‘The Last Dance’ provides reprieve for sports fans worldwide
On the day LeBron James and the Cavaliers celebrated the first championship in Cleveland in over 50 years, Michael Jordan finally agreed to make a documentary using footage very little people had seen. After winning five championships in seven years, the 1997-1998 Chicago Bulls allowed a film crew to have unprecedented access for the entire season. Adam Silver, then the head of NBA Entertainment and now the Commissioner of the NBA, was able to capture footage unlike anything fans had ever seen.
The ten-part documentary series was originally slated to start after the NBA Finals in June, but due to the utter craziness we as a society are enduring at this moment, ESPN executives decided to move the start of the documentary up to April and into May to satisfy sports fans wishes. To be honest, it felt normal sitting down to watch something on ESPN for two hours. The entire sports world was tuned in to watch the career arc of the greatest basketball player of all time, and everyone who was there with him along the way.
This is just what sports fans needed. For many Staples athletes, their winter and spring season were either cut short and most likely will be canceled. While no one is going to be Michael Jordan, having the opportunity to witness something no high schooler was alive for is special. No one under the age of 22 saw Michael Jordan play for the Bulls. So, basically anyone who is in college and younger is likely just witnessing Jordan for the first time. It is an opportunity to appreciate the past and learn about the history of the game, and how sports have evolved over the last twenty years.
Michael Jordan was one of the most famous men on the planet, and that was evident during the documentary, as the Bulls traveled from city to city with fans mobbing him at any chance. One particular moment that stood out was when the Bulls were in Paris during the preseason for a few games against professional French teams. As they entered the arena, the security worker checking the players asked Jordan for his autograph. Even people who were supposed to be working could not pass up the opportunity to have a chance to get something out of Jordan, and he did not disappoint in those games in Paris for thousands of fans who had never seen him play before.

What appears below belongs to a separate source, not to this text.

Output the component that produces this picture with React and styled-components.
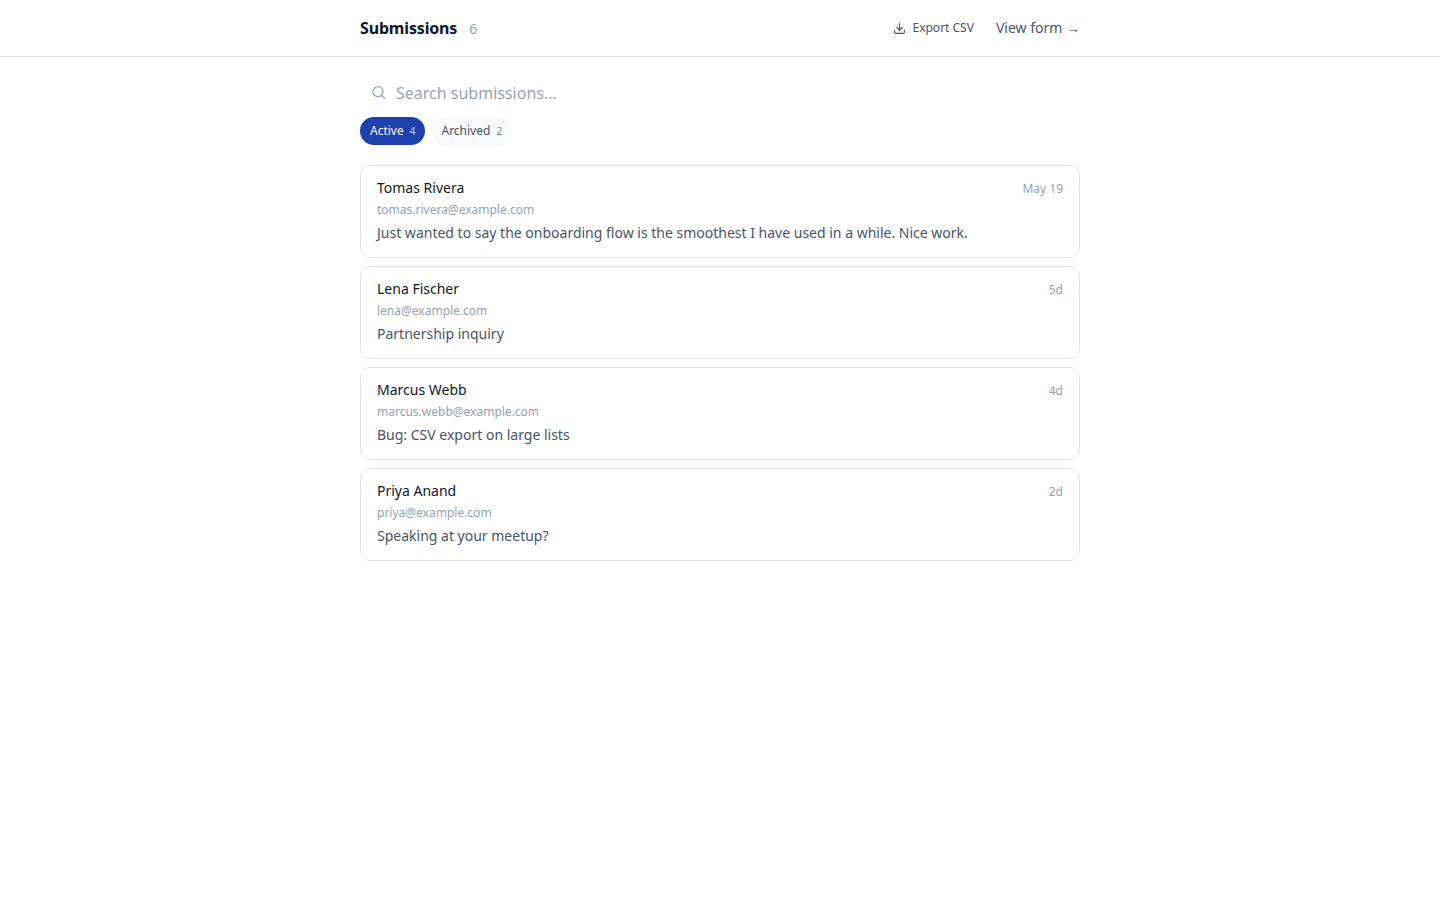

The documentary does a phenomenal job of going back and forth between “The Last Dance,” the 1997-98 season as coined by coach Phil Jackson, and the early years of Jordan’s life and career. From hitting the national championship-winning shot for North Carolina in 1982 to scoring a playoff record 63 points (which still stands today) on the eventual champion Boston Celtics in the Boston Garden, Jordan has had an astronomical effect on the game of basketball. Side note: those 63 points caused Celtics great Larry Bird to say, “That was God disguised as Michael Jordan,” in one of the most famous postgame interviews of all time. Director Jason Hehir’s job of telling the story of Jordan and tying in shorter moments about teammates, Scottie Pippen in episode two, with episodes to come about Dennis Rodman and other teammates. The only comparison that comes to mind regarding the back and forth aspect of the documentary is the work of Francis Ford Coppola and “The Godfather Part 2,” between the life of Michael Corleone (Al Pacino) in the present day, and his father Don Corleone (Robert De Niro) and his journey from Italy to New York. Both filmmakers do a remarkable job blending each scene together while telling multiple stories at the same time.
The sports world was mesmerized for two hours on Sunday night, with constant posts by media members on Twitter, and sports fans posting on Instagram around the country. “The Last Dance” is reminding the sports world how great Michael Jordan was and with candid storytelling and abstract details, episodes one and two “The Last Dance” did not disappoint and was everything sports fans hoped for and more.